Analysts at the EU Institute for Security Studies (EUISS) have specifically highlighted that Western Balkans countries offer legacy defence production capabilities — particularly in ammunition production, propellants, and maintenance — that Europe currently lacks at scale. With modest investment, these capabilities could be positioned as a genuine asset within the broader European Defence Technological and Industrial Base (EDTIB).
Who Can Participate in SAFE — and How
SAFE distinguishes between receiving loans (only EU member states) and participating in common procurement (a broader group). For Western Balkans countries, the relevant pathway is the second.
The regulation explicitly lists the following categories of eligible participants in common procurement:
1. EU Candidate and Potential Candidate Countries All Western Balkans countries with formal EU candidate or potential candidate status are eligible to join common procurement projects. This includes:
- Albania
- Bosnia and Herzegovina
- Kosovo
- Montenegro
- North Macedonia
- Serbia
Important caveat: Participation does not mean receiving loans. These countries can join procurement consortia led by EU member states, but the financing flows to the EU side. The Western Balkans partner effectively gains access to collaborative procurement frameworks, interoperability standards, and potentially supply chain integration.
2. Countries with EU Security and Defence Partnerships (SDPs)
A second pathway exists through bilateral Security and Defence Partnerships. Countries that have concluded SDPs with the EU gain enhanced participation rights — and can potentially supply up to 65% of component value, rather than being capped at 35%.
Among Western Balkans countries, Albania and North Macedonia have already signed SDPs with the EU. This places them in the same category as Norway, Canada, Japan, South Korea, Moldova, and the United Kingdom — countries with privileged SAFE participation rights.

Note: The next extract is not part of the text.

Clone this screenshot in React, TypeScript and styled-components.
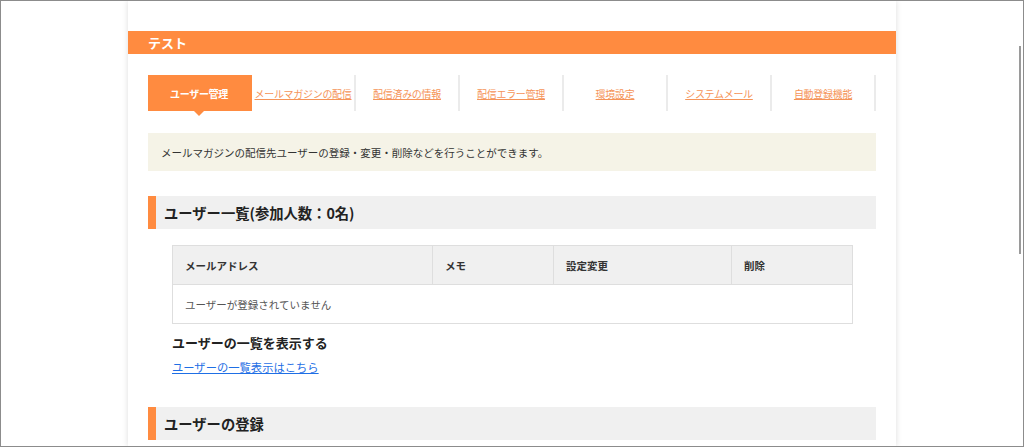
import React from "react";
import styled, { createGlobalStyle } from "styled-components";

const Global = createGlobalStyle`
  html, body { margin: 0; padding: 0; background: #fff; }
  body { font-family: "Noto Sans CJK JP", "Noto Sans", sans-serif; color: #333; }
  * { box-sizing: border-box; }
`;

const ORANGE = "#ff8b40";

const Frame = styled.div`
  position: relative;
  width: 1024px;
  height: 447px;
  border: 1px solid #8c8c8c;
  overflow: hidden;
  background: #fff;
`;

const ScrollThumb = styled.div`
  position: absolute;
  right: 2px;
  top: 45px;
  width: 2px;
  height: 208px;
  background: #9a9a9a;
`;

const Panel = styled.div`
  width: 768px;
  margin: 0 auto;
  min-height: 100%;
  padding-top: 30px;
  background: #fff;
  box-shadow: 0 0 6px rgba(0, 0, 0, 0.14);
`;

const TitleBar = styled.div`
  height: 23px;
  background: ${ORANGE};
  color: #fff;
  font-size: 13px;
  font-weight: 700;
  line-height: 23px;
  padding-left: 20px;
`;

const Content = styled.div`
  padding: 0 20px;
`;

const Tabs = styled.ul`
  display: flex;
  list-style: none;
  margin: 21px 0 0;
  padding: 0;
  height: 36px;
`;

const Tab = styled.li<{ $active?: boolean }>`
  position: relative;
  width: 104px;
  height: 36px;
  display: flex;
  align-items: center;
  justify-content: center;
  font-size: 10px;
  white-space: nowrap;
  border-right: 2px solid ${(p) => (p.$active ? ORANGE : "#ebebeb")};
  background: ${(p) => (p.$active ? ORANGE : "transparent")};
  color: ${(p) => (p.$active ? "#fff" : "#f59458")};
  font-weight: ${(p) => (p.$active ? 700 : 400)};
  text-decoration: ${(p) => (p.$active ? "none" : "underline")};
  text-underline-offset: 1px;
  letter-spacing: -0.3px;
`;

const Arrow = styled.span`
  position: absolute;
  left: 50%;
  bottom: -5px;
  margin-left: -5px;
  width: 0;
  height: 0;
  border-left: 5px solid transparent;
  border-right: 5px solid transparent;
  border-top: 5px solid ${ORANGE};
`;

const Info = styled.div`
  margin-top: 22px;
  height: 38px;
  display: flex;
  align-items: center;
  padding: 0 13px;
  background: #f5f3e7;
  font-size: 10.5px;
  color: #333;
`;

const SectionTitle = styled.h2<{ $top: number }>`
  margin: ${(p) => p.$top}px 0 0;
  height: 33px;
  display: flex;
  align-items: center;
  border-left: 8px solid ${ORANGE};
  background: #f0f0f0;
  padding-left: 8px;
  font-size: 14.3px;
  font-weight: 700;
  color: #222;
`;

const Inner = styled.div`
  padding: 16px 24px 0;
`;

const Table = styled.table`
  width: 680px;
  border-collapse: collapse;
  table-layout: fixed;
  font-size: 10.5px;
`;

const Th = styled.th<{ $w: number }>`
  width: ${(p) => p.$w}px;
  height: 39px;
  background: #f0f0f0;
  border: 1px solid #dedede;
  text-align: left;
  padding: 0 12px;
  font-weight: 700;
  color: #333;
`;

const Td = styled.td`
  height: 39px;
  border: 1px solid #dedede;
  padding: 0 12px;
  color: #555;
`;

const SubHeading = styled.h3`
  margin: 9px 0 0;
  font-size: 13px;
  font-weight: 700;
  color: #222;
  line-height: 20px;
`;

const Link = styled.a`
  display: inline-block;
  margin-top: 2px;
  font-size: 11.3px;
  color: #1f6fe5;
  text-decoration: underline;
  line-height: 18px;
`;

const tabs = [
  "ユーザー管理",
  "メールマガジンの配信",
  "配信済みの情報",
  "配信エラー管理",
  "環境設定",
  "システムメール",
  "自動登録機能",
];

export default function App() {
  return (
    <>
      <Global />
      <Frame>
        <Panel>
          <TitleBar>テスト</TitleBar>
          <Content>
            <Tabs>
              {tabs.map((t, i) => (
                <Tab key={t} $active={i === 0}>
                  {t}
                  {i === 0 && <Arrow />}
                </Tab>
              ))}
            </Tabs>
            <Info>メールマガジンの配信先ユーザーの登録・変更・削除などを行うことができます。</Info>
            <SectionTitle $top={25}>ユーザー一覧(参加人数：0名)</SectionTitle>
            <Inner>
              <Table>
                <thead>
                  <tr>
                    <Th $w={260}>メールアドレス</Th>
                    <Th $w={121}>メモ</Th>
                    <Th $w={178}>設定変更</Th>
                    <Th $w={121}>削除</Th>
                  </tr>
                </thead>
                <tbody>
                  <tr>
                    <Td colSpan={4}>ユーザーが登録されていません</Td>
                  </tr>
                </tbody>
              </Table>
              <SubHeading>ユーザーの一覧を表示する</SubHeading>
              <Link href="#">ユーザーの一覧表示はこちら</Link>
            </Inner>
            <SectionTitle $top={30}>ユーザーの登録</SectionTitle>
          </Content>
        </Panel>
        <ScrollThumb />
      </Frame>
    </>
  );
}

Serbia and Bosnia and Herzegovina, by contrast, have not signed SDPs with the EU. Their ongoing political constraints — Belgrade's dual-track foreign policy and Sarajevo's internal dysfunction — mean they currently cannot access the enhanced participation tier, even though their industrial legacy makes them potentially the most valuable contributors in the region.
The Bosnia and Herzegovina Problem
BiH presents a paradox. It holds candidate status since December 2022, meaning it technically qualifies for common procurement participation. At the same time, the country's defence industry — centred around companies like Pretis d.d., Igman d.d. and Binas d.d. in the Federation — represents some of the most significant remaining ammunition production capacity in the Western Balkans.

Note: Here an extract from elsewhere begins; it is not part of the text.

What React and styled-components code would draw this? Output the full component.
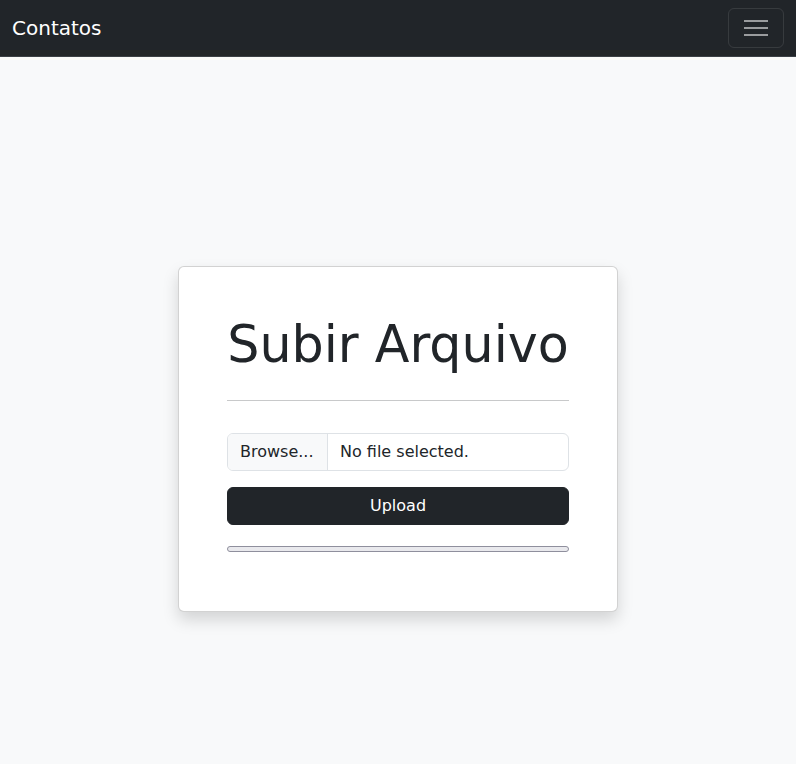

Yet Sarajevo's inability to align with EU Common Foreign and Security Policy (CFSP), compounded by political obstruction from Republika Srpska leadership, severely limits its ability to formalise defence cooperation arrangements. Without an SDP, BiH defence companies can only supply as third-country subcontractors within the 35% cap — and even then, EU prime contractors will face pressure to demonstrate supply chain governance that complex BiH political dynamics make harder to guarantee.
This is a missed opportunity of considerable proportions — and a subject deserving dedicated policy attention from Brussels.

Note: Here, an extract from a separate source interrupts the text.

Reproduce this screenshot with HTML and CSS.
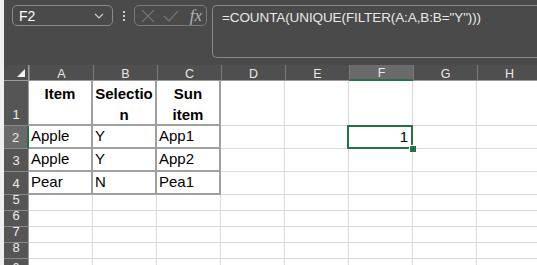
FILE: index.html
```html
<!DOCTYPE html>
<html>
<head>
<meta charset="utf-8">
<link rel="stylesheet" href="styles.css">
</head>
<body>
<div class="app">
  <div class="toolbar">
    <div class="namebox">
      <span class="name">F2</span>
      <svg class="chev" width="10" height="6" viewBox="0 0 10 6"><path d="M1 1 L5 5 L9 1" fill="none" stroke="#d0d0d0" stroke-width="1.2"/></svg>
    </div>
    <div class="dots"><span></span><span></span><span></span></div>
    <div class="fxbox">
      <svg width="14" height="14" viewBox="0 0 14 14"><path d="M1 1 L13 13 M13 1 L1 13" stroke="#7a7a7a" stroke-width="1.1" fill="none"/></svg>
      <svg width="16" height="12" viewBox="0 0 16 12"><path d="M1 6 L6 11 L15 1" stroke="#7a7a7a" stroke-width="1.1" fill="none"/></svg>
      <span class="fx">fx</span>
    </div>
    <div class="formula">=COUNTA(UNIQUE(FILTER(A:A,B:B="Y")))</div>
  </div>
  <div class="grid">
    <div class="corner"><span class="tri"></span></div>
    <div class="ch">A</div><div class="ch">B</div><div class="ch">C</div><div class="ch">D</div>
    <div class="ch">E</div><div class="ch ch-sel">F</div><div class="ch">G</div><div class="ch">H</div>

    <div class="rh">1</div>
    <div class="c t hd">Item</div><div class="c t hd">Selection</div><div class="c t hd">Sun item</div>
    <div class="c"></div><div class="c"></div><div class="c"></div><div class="c"></div><div class="c"></div>

    <div class="rh rh-sel">2</div>
    <div class="c t">Apple</div><div class="c t">Y</div><div class="c t">App1</div>
    <div class="c"></div><div class="c"></div><div class="c num sel">1</div><div class="c"></div><div class="c"></div>

    <div class="rh">3</div>
    <div class="c t">Apple</div><div class="c t">Y</div><div class="c t">App2</div>
    <div class="c"></div><div class="c"></div><div class="c"></div><div class="c"></div><div class="c"></div>

    <div class="rh">4</div>
    <div class="c t">Pear</div><div class="c t">N</div><div class="c t">Pea1</div>
    <div class="c"></div><div class="c"></div><div class="c"></div><div class="c"></div><div class="c"></div>

    <div class="rh">5</div>
    <div class="c"></div><div class="c"></div><div class="c"></div><div class="c"></div><div class="c"></div><div class="c"></div><div class="c"></div><div class="c"></div>
    <div class="rh">6</div>
    <div class="c"></div><div class="c"></div><div class="c"></div><div class="c"></div><div class="c"></div><div class="c"></div><div class="c"></div><div class="c"></div>
    <div class="rh">7</div>
    <div class="c"></div><div class="c"></div><div class="c"></div><div class="c"></div><div class="c"></div><div class="c"></div><div class="c"></div><div class="c"></div>
    <div class="rh">8</div>
    <div class="c"></div><div class="c"></div><div class="c"></div><div class="c"></div><div class="c"></div><div class="c"></div><div class="c"></div><div class="c"></div>
    <div class="rh rh-last">9</div>
    <div class="c"></div><div class="c"></div><div class="c"></div><div class="c"></div><div class="c"></div><div class="c"></div><div class="c"></div><div class="c"></div>
  </div>
</div>
</body>
</html>
```
FILE: styles.css
```css
* { box-sizing: border-box; }
html, body { margin: 0; padding: 0; }
body {
  width: 537px;
  height: 265px;
  overflow: hidden;
  background: #f0f0f0;
  font-family: "Liberation Sans", Arial, sans-serif;
}
.app {
  margin-left: 4px;
  height: 265px;
  background: #ffffff;
  overflow: hidden;
}
.toolbar {
  height: 65px;
  background: #4a4a4a;
  display: flex;
  align-items: flex-start;
  padding: 5px 0 0 8px;
}
.namebox {
  width: 101px;
  height: 21px;
  border: 1px solid #8a8a8a;
  border-radius: 5px;
  display: flex;
  align-items: center;
  justify-content: space-between;
  padding: 0 8px 0 6px;
  color: #ffffff;
  font-size: 14px;
}
.chev { margin-top: 1px; }
.dots {
  width: 21px;
  height: 21px;
  display: flex;
  flex-direction: column;
  align-items: center;
  justify-content: center;
  gap: 2px;
}
.dots span {
  width: 2px;
  height: 2px;
  background: #cfcfcf;
}
.fxbox {
  width: 73px;
  height: 21px;
  border: 1px solid #7a7a7a;
  border-radius: 5px;
  display: flex;
  align-items: center;
  gap: 8px;
  padding: 0 4px 0 6px;
}
.fx {
  font-family: "Liberation Serif", "DejaVu Serif", serif;
  font-style: italic;
  font-size: 17px;
  color: #b4b4b4;
  margin-left: 3px;
}
.formula {
  margin-left: 5px;
  flex: 1;
  height: 53px;
  border: 1px solid #8a8a8a;
  border-right: none;
  border-radius: 5px 0 0 5px;
  color: #e8e8e8;
  font-size: 13.5px;
  padding: 4px 0 0 9px;
  letter-spacing: -0.1px;
}
.grid {
  display: grid;
  grid-template-columns: 25px repeat(8, 64px);
  grid-template-rows: 16px 45px 23px 23px 23px 16px 16px 16px 16px 16px;
}
.corner {
  background: #4f4f4f;
  border-right: 1px solid #9a9a9a;
  border-bottom: 1px solid #9a9a9a;
  position: relative;
}
.tri {
  position: absolute;
  right: 3px;
  bottom: 3px;
  width: 0;
  height: 0;
  border-left: 8px solid transparent;
  border-bottom: 8px solid #f2f2f2;
}
.ch {
  background: #4f4f4f;
  color: #e8e8e8;
  font-size: 12.5px;
  display: flex;
  align-items: center;
  justify-content: center;
  border-left: 1px solid #7a7a7a;
  border-bottom: 1px solid #9a9a9a;
  padding-top: 2px;
}
.ch-sel {
  background: #6a6a6a;
  border-bottom: 2px solid #217346;
}
.rh {
  background: #555555;
  color: #ececec;
  font-size: 13px;
  display: flex;
  align-items: flex-end;
  justify-content: center;
  padding-bottom: 3px;
  border-bottom: 1px solid #8a8a8a;
  border-right: 1px solid #9a9a9a;
}
.rh-last {
  align-items: flex-start;
  padding: 2px 0 0 0;
  font-size: 12px;
}
.rh-sel {
  background: #6a6a6a;
  border-right: 2px solid #217346;
}
.c {
  border-right: 1px solid #dadada;
  border-bottom: 1px solid #dadada;
  font-size: 15px;
  color: #000;
  display: flex;
  align-items: flex-end;
  padding: 0 1px 2px 2px;
  line-height: 18px;
}
.c.t {
  border-right: 2px solid #a0a0a0;
  border-bottom: 2px solid #a0a0a0;
}
.hd {
  display: block;
  font-weight: bold;
  text-align: center;
  line-height: 21px;
  padding: 2px 1px 0 1px;
  overflow-wrap: anywhere;
}
.num {
  justify-content: flex-end;
  padding-right: 4px;
}
.sel { position: relative; }
.sel::before {
  content: "";
  position: absolute;
  left: -2px;
  top: -1px;
  right: -1px;
  bottom: -1px;
  border: 2px solid #217346;
}
.sel::after {
  content: "";
  position: absolute;
  right: -4px;
  bottom: -4px;
  width: 6px;
  height: 6px;
  background: #217346;
  border-left: 1px solid #fff;
  border-top: 1px solid #fff;
}
```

Where the Real Opportunity Lies: Supply Chain Integration
For Western Balkans defence companies, the most practical near-term opportunity is supply chain positioning — not direct procurement participation, but becoming a qualified subcontractor or component supplier to EU prime contractors who are building SAFE-compliant supply chains.
The logic is straightforward: EU prime contractors need to source at least 65% of component value from within the EDTIB. As demand surges — SAFE alone represents the largest EU defence financing instrument ever created — the pressure to expand and qualify new European-adjacent suppliers will grow. Western Balkans manufacturers who proactively align with NATO/EU standards, pursue quality certifications, and establish relationships with EU primes will be positioned ahead of competitors.
Priority sectors for Balkans suppliers to focus on:
- Ammunition and propellants (BiH, Serbia) — most immediate demand, acute European shortage
- Military vehicle components and maintenance (Serbia, Croatia)
- Dual-use electronics and communications (Slovenia, North Macedonia)
- Military mobility infrastructure (the corridor between the Adriatic and Black Sea runs directly through the region)
What Western Balkans Governments Should Do Now
The window to shape how SAFE's implementation affects the region is open — but not indefinitely. Several concrete steps governments should be taking:
- Pursue or accelerate Security and Defence Partnership negotiations — Albania and North Macedonia have secured SDPs; Montenegro and Serbia should treat this as an urgent foreign policy priority, political constraints notwithstanding.
- Submit to EU defence capability mapping exercises — The European Defence Agency (EDA) and European Commission are actively identifying supply chain gaps. Countries that provide credible industrial capacity data will be included in future procurement frameworks.
- Align defence export control regimes with EU standards — A prerequisite for meaningful industrial cooperation with EU primes.
- Leverage the Military Mobility agenda — The Western Balkans sit on the fastest east-west corridor for moving forces from Western Europe to Romania and Bulgaria. Infrastructure investment in this corridor can attract EU co-financing under SAFE-adjacent instruments.
SAFE is not designed for the Western Balkans — but the Western Balkans are not excluded from it. The region sits in a peculiar position: candidate countries by political status, third-country suppliers by industrial logic, and potential strategic partners by geographic necessity.
The countries that move fastest to formalise their relationship with EU defence structures — through SDPs, industrial certifications, and proactive engagement with European prime contractors — will capture a disproportionate share of the opportunity that €150 billion in procurement is about to create.
The countries that wait will watch others fill those supply chain slots instead.